In Confluence you can create a room that’s for you and you only. You can also create a room that’s completely open, You can also define restricted areas in these rooms, or define the things that people can and can’t do when they are in your room. However, there’s a reason why the default option in Confluence is to keep those rooms completely open. The more open we can be with each other, the more we will all benefit.

Imagine a workplace where, during your break, you can walk around and peek into all the other different rooms that people in your company have created. You can go right up to someone’s whiteboard, add a comment, fix a mis-spelled word, or even add some improvements to a diagram someone has created. Except with these whiteboards, every single change is not only preserved, but it is tracked (showing exactly who has done what and when), and has the ability to easily revert back to a previous state at the click of a button.

It’s in buildings like this where communication is fluid, and information scales up efficiently, quickly, and seamlessly. It encourages discovery, fosters and flourishes ideas, and cuts way down on duplication of effort. It makes getting things done with others insanely easy by making valuable information easy to find and maintain. Anyone who has seen a content gathering tool years into its implementation knows how important the maintenance factor is when it comes to information.

So what makes Confluence different? These three things:
1. Openness
2. The Editor
3. The Add-ons

Why is Openness important? Well, it’s tough to collaborate if we are all working behind closed doors. A lot of tools have and allow for collaboration, but they make the user manage who they are sharing with. And permissions management is a headache and a nightmare. Yes, you can lock down pages and areas of Confluence, but by default it’s all open.

The Editor is super important too. TONS of tools out there have WYSIWYG editors, but I guarantee that 9 out of 10 are insanely frustrating to use, non-intuitive, outdated, and have severe limits to their functionality. The editor in Confluence is not like that. It’s awesome. Really awesome. And it keeps getting better with every single release, which is fairly frequent. To be fair, it isn’t as powerful of an editor like Microsoft Word in 2016 — It’s more like Microsoft Word circa the early 2000’s — Exceeeeeept when you take into account the Add-ons.

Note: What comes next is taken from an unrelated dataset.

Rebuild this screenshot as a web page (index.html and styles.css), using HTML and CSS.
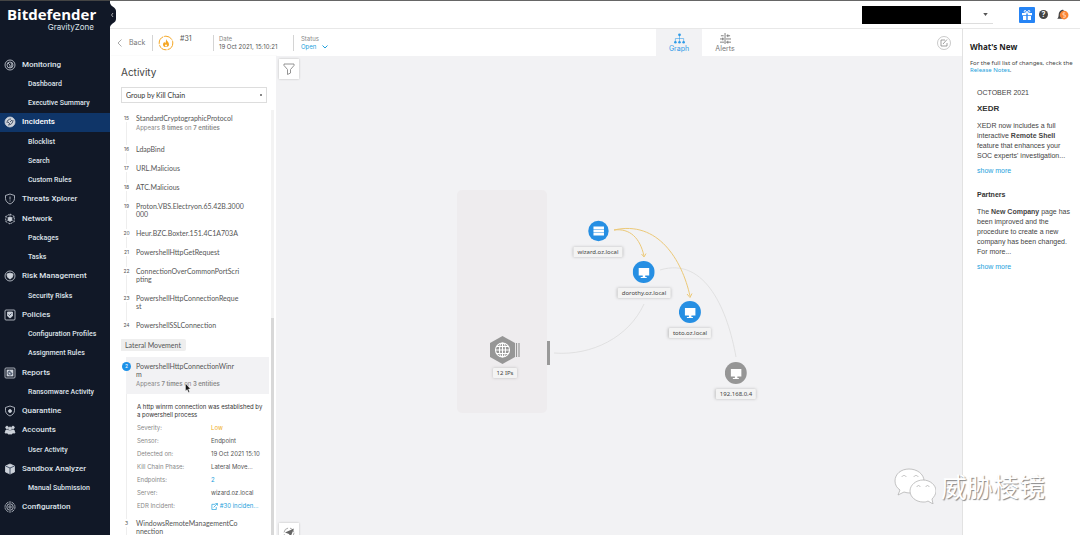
FILE: index.html
```html
<!DOCTYPE html>
<html lang="en">
<head>
<meta charset="utf-8">
<title>Bitdefender GravityZone</title>
<link rel="stylesheet" href="styles.css">
</head>
<body>
<div class="app">
  <aside class="sidebar">
    <div class="brand"><span class="brand-name">Bitdefender</span><span class="brand-sub">GravityZone</span></div>
    <nav class="nav">
      <a href="#" class="top"><svg viewBox="0 0 12 12"><circle cx="6" cy="6" r="5"/><circle cx="6" cy="6" r="3"/><path d="M4 4l2 2v3M7 4l1 2-1 2"/></svg>Monitoring</a>
      <a href="#">Dashboard</a>
      <a href="#">Executive Summary</a>
      <a href="#" class="top active"><svg viewBox="0 0 12 12"><circle cx="6" cy="6" r="5" class="fill"/><path class="dark" d="M3 7c0-3 2-4 4-4M4 9c3 0 5-2 5-5M6 6l2-2M4 6l2 2"/></svg>Incidents</a>
      <a href="#">Blocklist</a>
      <a href="#">Search</a>
      <a href="#">Custom Rules</a>
      <a href="#" class="top"><svg viewBox="0 0 12 12"><path d="M6 1l4.500 1.500v3C10.500 8 8.500 10 6 11 3.500 10 1.500 8 1.500 5.500v-3zM6 3.500v3M6 7.500v1"/></svg>Threats Xplorer</a>
      <a href="#" class="top"><svg viewBox="0 0 12 12"><path d="M6 1v10M1.700 3.500l8.600 5M10.300 3.500l-8.600 5M6 1l4.300 2.500v5L6 11 1.700 8.500v-5z" stroke-dasharray="2 1"/><circle cx="6" cy="6" r="2" class="fill"/></svg>Network</a>
      <a href="#">Packages</a>
      <a href="#">Tasks</a>
      <a href="#" class="top"><svg viewBox="0 0 12 12"><circle cx="6" cy="6" r="5"/><path class="fill" d="M3 4l3-1 3 1c0 3-1 4-3 5-2-1-3-2-3-5z"/></svg>Risk Management</a>
      <a href="#">Security Risks</a>
      <a href="#" class="top"><svg viewBox="0 0 12 12"><rect x="1" y="1" width="10" height="10" rx="1"/><path class="fill" d="M3.500 3h5v4l-2.500 2-2.500-2z"/><path class="dark" d="M4.500 5.500l1 1 2-2"/></svg>Policies</a>
      <a href="#">Configuration Profiles</a>
      <a href="#">Assignment Rules</a>
      <a href="#" class="top"><svg viewBox="0 0 12 12"><rect x="1" y="1" width="10" height="10" rx="1"/><rect x="3" y="3" width="6" height="6" class="fill"/><path class="dark" d="M6 4v2h2A2 2 0 1 1 6 4"/></svg>Reports</a>
      <a href="#">Ransomware Activity</a>
      <a href="#" class="top"><svg viewBox="0 0 12 12"><path d="M6 1l4.500 1.500v3C10.500 8 8.500 10 6 11 3.500 10 1.500 8 1.500 5.500v-3z"/><circle cx="6" cy="6" r="1.500" class="fill"/></svg>Quarantine</a>
      <a href="#" class="top"><svg viewBox="0 0 12 12"><g class="fill"><circle cx="3" cy="3.500" r="1.300"/><circle cx="9" cy="3.500" r="1.300"/><circle cx="6" cy="4.500" r="1.500"/><path d="M1 9l1-3h2l2 1 2-1h2l1 3H8v1H4V9z"/></g></svg>Accounts</a>
      <a href="#">User Activity</a>
      <a href="#" class="top"><svg viewBox="0 0 12 12"><path class="fill" d="M6 1l4.500 2v6L6 11 1.500 9V3z"/><path class="dark" d="M1.500 3L6 5l4.500-2M6 5v6"/></svg>Sandbox Analyzer</a>
      <a href="#">Manual Submission</a>
      <a href="#" class="top"><svg viewBox="0 0 12 12"><circle cx="6" cy="6" r="5" stroke-dasharray="2.500 .6"/><circle cx="6" cy="6" r="3.200"/><circle cx="6" cy="6" r="1.200"/></svg>Configuration</a>
    </nav>
    <button class="collapse" aria-label="Collapse menu"><svg viewBox="0 0 6 24"><path d="M0 0c1 4 6 4 6 8v8c0 4-5 4-6 8z" fill="#111827"/><path d="M3 10L1.500 12 3 14" fill="none" stroke="#ccc" stroke-width=".8"/></svg></button>
  </aside>

  <div class="main">
    <header class="topbar">
      <span class="redacted"></span>
      <button class="account" aria-label="Account menu"><svg viewBox="0 0 6 4"><path d="M0 0h6L3 4z" fill="#555"/></svg></button>
      <button class="gift" aria-label="What's new"><svg viewBox="0 0 12 12"><path fill="#fff" d="M1 4h4.300v2.300H1zM6.700 4H11v2.300H6.700zM2 7h3.300v4H2zM6.700 7H10v4H6.700z"/><path fill="none" stroke="#fff" d="M6 4C3 4 2.500 1.500 4 1.500S6 4 6 4s.5-2.500 2-2.500S9 4 6 4z"/></svg></button>
      <button class="help" aria-label="Help">?</button>
      <button class="bell" aria-label="Notifications"><svg viewBox="0 0 12 12"><path fill="#444" d="M1 10c2-1 1-4 2-6 1-2 3-3 4-2l1 8z"/><circle cx="7.500" cy="6.500" r="4" fill="#fb8532"/><path d="M8.500 4.500h-2v2h2v2h-2" fill="none" stroke="#fff" stroke-width=".6"/></svg></button>
    </header>

    <div class="workspace">
      <div class="incident">
        <div class="toolbar">
          <button class="back"><svg viewBox="0 0 5 8"><path d="M4.500 .5L1 4l3.500 3.500" fill="none" stroke="#aaa"/></svg>Back</button>
          <div class="cell ident"><svg viewBox="0 0 16 16"><circle cx="8" cy="8" r="6.800" fill="none" stroke="#f5a623" stroke-dasharray="9 1"/><path fill="#f5a623" d="M8 4c.5 2 3 3 3 5.300C11 11 10 12 8 12s-3-1-3-2.600C5 8 6 8 6 7c1 .3 1 1 1 1.500C8 7 8 6 8 4z"/><circle cx="8" cy="10.500" r="1" fill="#fff"/></svg><span>#31</span></div>
          <div class="cell date"><span class="muted">Date</span><span>19 Oct 2021, 15:10:21</span></div>
          <div class="cell status"><span class="muted">Status</span><button class="open">Open <svg viewBox="0 0 6 4"><path d="M.5 .5L3 3 5.500 .5" fill="none" stroke="#1d9fdc"/></svg></button></div>
          <div class="tabs">
            <button class="tab on"><svg viewBox="0 0 12 12"><g fill="#2d9be8"><circle cx="6" cy="2" r="1.500"/><circle cx="1.500" cy="10" r="1.400"/><circle cx="6" cy="10" r="1.400"/><circle cx="10.500" cy="10" r="1.400"/></g><path d="M6 2v8M1.500 10V6h9v4" fill="none" stroke="#2d9be8" stroke-width=".6"/></svg>Graph</button>
            <button class="tab"><svg viewBox="0 0 12 12"><path d="M5.500 0v12M1 3h3M7 3h4M0 6.500h4.500M6.500 6.500H12M0 10h4.500M6.500 10H12M8.500 1.500v3M3 5v3M8.500 8.500v3" fill="none" stroke="#777"/></svg>Alerts</button>
          </div>
          <button class="edit" aria-label="Notes"><svg viewBox="0 0 14 14"><circle cx="7" cy="7" r="6.500" fill="none" stroke="#bbb" stroke-width=".8"/><path d="M8 4H4v6h6V7M6 8l4-4.500" fill="none" stroke="#888" stroke-width=".8"/></svg></button>
        </div>

        <div class="body">
          <section class="activity">
            <h2>Activity</h2>
            <select aria-label="Group by"><option>Group by Kill Chain</option></select>
            <div class="scroller">
              <ol class="list">
                <li><i>15</i><div>StandardCryptographicProtocol<p class="sub">Appears <b>8 times</b> on <b>7 entities</b></p></div></li>
                <li><i>16</i><div>LdapBind</div></li>
                <li><i>17</i><div>URL.Malicious</div></li>
                <li><i>18</i><div>ATC.Malicious</div></li>
                <li><i>19</i><div>Proton.VBS.Electryon.65.42B.3000<br>000</div></li>
                <li><i>20</i><div>Heur.BZC.Boxter.151.4C1A703A</div></li>
                <li><i>21</i><div>PowershellHttpGetRequest</div></li>
                <li><i>22</i><div>ConnectionOverCommonPortScri<br>pting</div></li>
                <li><i>23</i><div>PowershellHttpConnectionReque<br>st</div></li>
                <li><i>24</i><div>PowershellSSLConnection</div></li>
              </ol>
              <span class="phase">Lateral Movement</span>
              <ol class="list">
                <li class="selected"><i>2</i><div>PowershellHttpConnectionWinr<br>m<p class="sub">Appears <b>7 times</b> on <b>3 entities</b></p></div>
                  <svg class="cursor" viewBox="0 0 6 10"><path d="M.5 .5v7.500l1.700-1.500L3.500 9.500l1-.5L3.500 6h2z" fill="#111" stroke="#fff" stroke-width=".4"/></svg></li>
              </ol>
              <div class="details">
                <p>A http winrm connection was established by a powershell process</p>
                <dl>
                  <dt>Severity:</dt><dd class="low">Low</dd>
                  <dt>Sensor:</dt><dd>Endpoint</dd>
                  <dt>Detected on:</dt><dd>19 Oct 2021 15:10</dd>
                  <dt>Kill Chain Phase:</dt><dd>Lateral Move...</dd>
                  <dt>Endpoints:</dt><dd><a href="#">2</a></dd>
                  <dt>Server:</dt><dd>wizard.oz.local</dd>
                  <dt>EDR Incident:</dt><dd><a href="#"><svg viewBox="0 0 8 8"><path d="M5 1.500H1v6h5V4.500M3 5l4-4M5 .5h2.500V3" fill="none" stroke="#1d9fdc" stroke-width=".8"/></svg> #30 inciden...</a></dd>
                </dl>
              </div>
              <ol class="list"><li><i>3</i><div>WindowsRemoteManagementCo<br>nnection</div></li></ol>
            </div>
          </section>

          <section class="canvas" aria-label="Graph">
            <button class="tool filter" aria-label="Filter"><svg viewBox="0 0 12 12"><path d="M1 1h10v1.500L7.500 6.500V10L4.500 11.500v-5L1 2.500z" fill="none" stroke="#888" stroke-width=".9"/></svg></button>
            <button class="tool locate" aria-label="Locate"><svg viewBox="0 0 12 12"><circle cx="6" cy="6" r="5" fill="none" stroke="#aaa" stroke-dasharray="6 2"/><path d="M11 1.500L7.500 10 6 7 2 5.500z" fill="#666"/></svg></button>
            <div class="zone"></div>
            <svg class="edges" viewBox="0 0 480 400">
              <g fill="none" stroke="#dcdcdc" stroke-width=".8"><path d="M278 297c38 3 75-16 90-49"/><path d="M384 214c46-14 68 42 76 87"/></g>
              <g fill="none" stroke="#ecc978"><path d="M338 174c16-2 26 8 30 26M365.500 198l2.500 3 2-3.500M338 174c44-10 68 30 76 66M411 238l3 3.500 2-4"/></g>
            </svg>
            <div class="node wizard"><svg viewBox="0 0 22 22"><circle cx="11" cy="11" r="10.200" fill="#268fe3"/><path fill="#fff" d="M6 6.500h10.500V9H6zM6 9.500h10.500V12H6zM6 12.500h10.500V15.500H6z"/></svg><span>wizard.oz.local</span></div>
            <div class="node dorothy"><svg viewBox="0 0 22 22"><circle cx="11" cy="11" r="11" fill="#268fe3"/><path fill="#fff" d="M6 7h10.500v7.500H6zM10 14.500h2.500V16H14v1H8v-1h2z"/></svg><span>dorothy.oz.local</span></div>
            <div class="node toto"><svg viewBox="0 0 22 22"><circle cx="11" cy="11" r="11" fill="#268fe3"/><path fill="#fff" d="M6 7h10.500v7.500H6zM10 14.500h2.500V16H14v1H8v-1h2z"/></svg><span>toto.oz.local</span></div>
            <div class="node host"><svg viewBox="0 0 22 22"><circle cx="11" cy="11" r="11" fill="#969696"/><path fill="#fff" d="M6 7h10.500v7.500H6zM10 14.500h2.500V16H14v1H8v-1h2z"/></svg><span>192.168.0.4</span></div>
            <div class="node ips"><svg viewBox="0 0 32 28"><path fill="#969696" d="M13.500 0L26 7v14l-12.500 7L1 21V7z"/><path stroke="#969696" d="M27.500 7v14M30 7v14" stroke-width="1.200"/><g fill="none" stroke="#fff" stroke-width="1.100"><circle cx="13.500" cy="14" r="7"/><ellipse cx="13.500" cy="14" rx="3" ry="7"/><path d="M13.500 7v14M6.500 14h14M7.500 10.500h12M7.500 17.500h12"/></g></svg><span>12 IPs</span></div>
            <div class="handle"></div>
          </section>
        </div>
      </div>

      <aside class="news">
        <h2>What's New</h2>
        <p class="intro">For the full list of changes, check the <a href="#">Release Notes</a>.</p>
        <article>
          <p>OCTOBER 2021</p>
          <h3>XEDR</h3>
          <p>XEDR now includes a full interactive <b>Remote Shell</b> feature that enhances your SOC experts' investigation...</p>
          <a href="#">show more</a>
        </article>
        <article>
          <h3>Partners</h3>
          <p>The <b>New Company</b> page has been improved and the procedure to create a new company has been changed. For more...</p>
          <a href="#">show more</a>
        </article>
      </aside>
    </div>
  </div>
  <div class="watermark"><svg viewBox="0 0 42 36"><g fill="#fff" stroke="#aaa" stroke-width=".7"><path d="M15 1C7 1 1 6 1 13c0 4 2 7 5 9l-2 5 6-3c2 .7 4 1 6 1 8 0 14-5 14-12S23 1 15 1z"/><path d="M29 12c-7 0-13 5-13 11s6 11 13 11c2 0 3 0 5-1l5 3-1-5c2-2 4-5 4-8 0-6-6-11-13-11z"/><path fill="none" d="M8 9c0-2 4-2 4 0M20 9c0-2 4-2 4 0M23 19c0-2 3-2 3 0M32 19c0-2 3-2 3 0"/></g></svg><span lang="zh">威胁棱镜</span></div>
</div>
</body>
</html>
```
FILE: styles.css
```css
* { box-sizing: border-box; }
body, h2, h3, p, ol, dl, dd { margin: 0; padding: 0; }
body { font: 6px/8px Inter, sans-serif; color: #555; background: #fff; }
button { font: inherit; color: inherit; background: none; border: 0; padding: 0; }
a { color: #1d9fdc; text-decoration: none; }
svg { display: block; flex: none; }
.app { display: flex; height: 100vh; position: relative; overflow: hidden; }

.sidebar { width: 110px; flex: none; background: #111827; color: #dfe3ea; display: flex; flex-direction: column; position: relative; border-top: 1px solid #444; padding-bottom: 18px; }
.brand { height: 54px; padding: 5px 16px 0 7px; display: flex; flex-direction: column; }
.brand-name { font: 700 15px/17px "Open Sans", sans-serif; color: #fff; }
.brand-sub { font-size: 8px; line-height: 9px; align-self: flex-end; }
.nav { flex: 1; display: grid; grid-auto-rows: 1fr; }
.nav a { color: #dfe3ea; font: 500 7px/10px Roboto, sans-serif; padding-left: 28px; display: flex; align-items: center; }
.nav .top { font-size: 8px; padding-left: 4px; gap: 6px; }
.nav .active { background: #0f3568; color: #fff; }
.nav svg { width: 12px; height: 12px; fill: none; stroke: #cdd2da; stroke-width: .8; }
.nav .fill { fill: #cdd2da; }
.nav .dark { fill: none; stroke: #24334c; }
.collapse { position: absolute; left: 110px; top: 2px; z-index: 2; }
.collapse svg { width: 6px; height: 24px; }

.main { flex: 1; min-width: 0; display: flex; flex-direction: column; border-top: 1px solid #666; }
.topbar { height: 28px; flex: none; display: flex; align-items: center; justify-content: flex-end; padding-right: 11px; border-bottom: 1px solid #e8e8e8; }
.redacted { width: 99px; height: 18px; background: #000; }
.account { width: 32px; height: 18px; border-bottom: 1px solid #ddd; display: flex; align-items: center; justify-content: flex-end; padding-right: 5px; margin-right: 26px; }
.account svg { width: 5px; height: 3px; }
.gift { width: 16px; height: 16px; border-radius: 1px; background: #2684f5; display: grid; place-items: center; margin-right: 4px; }
.gift svg { width: 12px; height: 12px; }
.help { width: 9px; height: 9px; border-radius: 50%; background: #444; color: #fff; font-weight: 700; font-size: 7px; line-height: 9px; margin-right: 8px; }
.bell svg { width: 13px; height: 13px; }

.workspace, .body { flex: 1; display: flex; min-height: 0; }
.incident { flex: 1; min-width: 0; display: flex; flex-direction: column; }
.toolbar { height: 27px; flex: none; display: flex; align-items: center; padding-left: 7px; color: #555; }
.back { display: flex; align-items: center; gap: 7px; color: #777; font-size: 7px; width: 35px; }
.back svg { width: 5px; height: 8px; }
.cell { border-left: 1px solid #d4d4d4; height: 16px; display: flex; flex-direction: column; padding-left: 6px; }
.ident { flex-direction: row; gap: 6px; width: 61px; padding-left: 5px; }
.ident svg { width: 16px; height: 16px; }
.ident span { font-size: 7px; }
.date { width: 80px; padding-left: 5px; }
.status { padding-left: 7px; }
.muted { color: #888; }
.open { color: #1d9fdc; display: flex; align-items: center; gap: 6px; }
.open svg { width: 6px; height: 4px; }
.tabs { margin-left: auto; display: flex; align-self: stretch; }
.tab { width: 46px; display: flex; flex-direction: column; align-items: center; justify-content: center; gap: 1px; color: #777; font-size: 7px; }
.tab svg { width: 11px; height: 11px; }
.tab.on { background: #f2f2f4; color: #2d9be8; }
.edit { margin: 0 11px 0 189px; }
.edit svg { width: 14px; height: 14px; }

.activity { width: 166px; flex: none; padding: 10px 2px 0 11px; display: flex; flex-direction: column; box-shadow: 1px 0 1px #e8e8e8; }
.activity h2 { font-weight: 400; font-size: 10px; line-height: 12px; color: #444; }
.activity select { font: 7px/8px Lato, sans-serif; color: #333; appearance: none; height: 16px; width: 146px; margin-top: 9px; padding: 0 4px; border: 1px solid #ddd; border-radius: 0; background: linear-gradient(#888, #888) no-repeat right 4px center / 2px 2px #fff; }
.scroller { flex: 1; min-height: 0; overflow: hidden; margin-top: 7px; padding-top: 4px; border-style: solid; border-image: linear-gradient(#f3f3f3 49%, #d8d8d8 49%) 1; border-width: 0 3px 0 0; }
.list { list-style: none; font: 7px/8px Lato, sans-serif; display: flex; flex-direction: column; gap: 11px; margin-left: 5px; background: linear-gradient(#eee, #eee) no-repeat 0 0 / 1px 100%; }
.list li { display: flex; gap: 5px; position: relative; }
.list i { font: 5px/9px Inter, sans-serif; width: 9px; height: 8px; margin-left: -4px; text-align: center; border-radius: 50%; background: #fff; flex: none; }
.sub { font: 6px/12px Inter, sans-serif; color: #888; }
.sub b { font-weight: 600; }
.phase { display: inline-block; font: 7px/8px Lato, sans-serif; background: #eee; border-radius: 2px; padding: 2px 5px; margin: 10px 0 6px -1px; vertical-align: top; }
.list .selected { background: #f2f2f4; margin-right: 2px; padding: 5px 0 4px; }
.list .selected i { background: #1d91e8; color: #fff; height: 9px; }
.cursor { position: absolute; left: 59px; top: 26px; width: 6px; height: 10px; }
.details { margin-left: 5px; padding: 9px 8px 7px 10px; border-left: 1px solid #eee; }
.details p { color: #333; }
.details dl { display: grid; grid-template-columns: 74px 1fr; line-height: 13px; margin-top: 2px; white-space: nowrap; }
.details dt { color: #888; }
.details .low { color: #efae25; }
.details dd svg { display: inline-block; width: 7px; height: 7px; vertical-align: middle; }

.canvas { flex: 1; position: relative; background: #f2f2f4; overflow: hidden; font: 6px/8px "Noto Sans", sans-serif; color: #444; }
.tool { position: absolute; left: 3px; width: 20px; height: 20px; background: #fff; box-shadow: 0 0 2px #bbb; display: grid; place-items: center; }
.tool svg { width: 12px; height: 12px; }
.filter { top: 3px; }
.locate { bottom: -8px; }
.zone { position: absolute; left: 181px; top: 134px; width: 90px; height: 223px; border-radius: 5px; background: #eeecee; }
.edges { position: absolute; left: 0; top: 0; width: 480px; height: 400px; }
.node { position: absolute; transform: translateX(-50%); display: flex; flex-direction: column; align-items: center; gap: 5px; }
.node svg { width: 22px; height: 22px; }
.node span { background: #f3f3f3; border-radius: 1px; box-shadow: 0 0 3px #bbb; padding: 1px 4px; white-space: nowrap; }
.wizard { left: 322px; top: 164px; }
.dorothy { left: 368px; top: 205px; }
.toto { left: 414px; top: 245px; }
.host { left: 460px; top: 306px; }
.ips { left: 229px; top: 280px; gap: 4px; }
.ips svg { width: 32px; height: 28px; }
.handle { position: absolute; left: 271px; top: 285px; width: 3px; height: 24px; background: #999; }

.news { width: 118px; flex: none; border-left: 1px solid #e2e2e2; padding: 12px 6px 0 7px; font: 7px/10px "Liberation Sans", sans-serif; color: #444; }
.news h2 { font: 700 8px/11px "Noto Sans", sans-serif; color: #222; }
.news .intro { font: 6px/7px "Noto Sans", sans-serif; margin: 8px 0 14px; }
.news article { padding-left: 7px; margin-bottom: 14px; display: flex; flex-direction: column; }
.news h3 { font-size: 7px; color: #333; }
.news article p + h3 { font-size: 8px; margin-top: 6px; }
.news h3 + p { margin: 7px 0 5px; }

.watermark { position: absolute; right: 35px; bottom: 30px; display: flex; align-items: center; gap: 5px; font: 26px/38px "Noto Sans CJK SC", sans-serif; color: #fff; text-shadow: 1px 1px 1px #888; pointer-events: none; }
.watermark svg { width: 42px; height: 36px; }
```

The Add-On capabilities in Confluence make it far more insanely powerful/useful than anything Microsoft Word could ever provide. If Confluence is kind of like a bunch of Word pages that you can link together, then the Add-ons are like tiny little micro-programs that give you the ability to do things like draw, create flowcharts, define and query structured data, create surveys, and add all sorts of other fancy bells and whistles to your pages. The Add-ons are what make Confluence better than any other tool or program that you’ve ever used for centralizing and sharing all the wonderful things in your brain.

Is Confluence right for everyone? No. But if you have a team that communicates frequently amongst itself and / or with others, it can save vast amounts of time, and even make work fun again.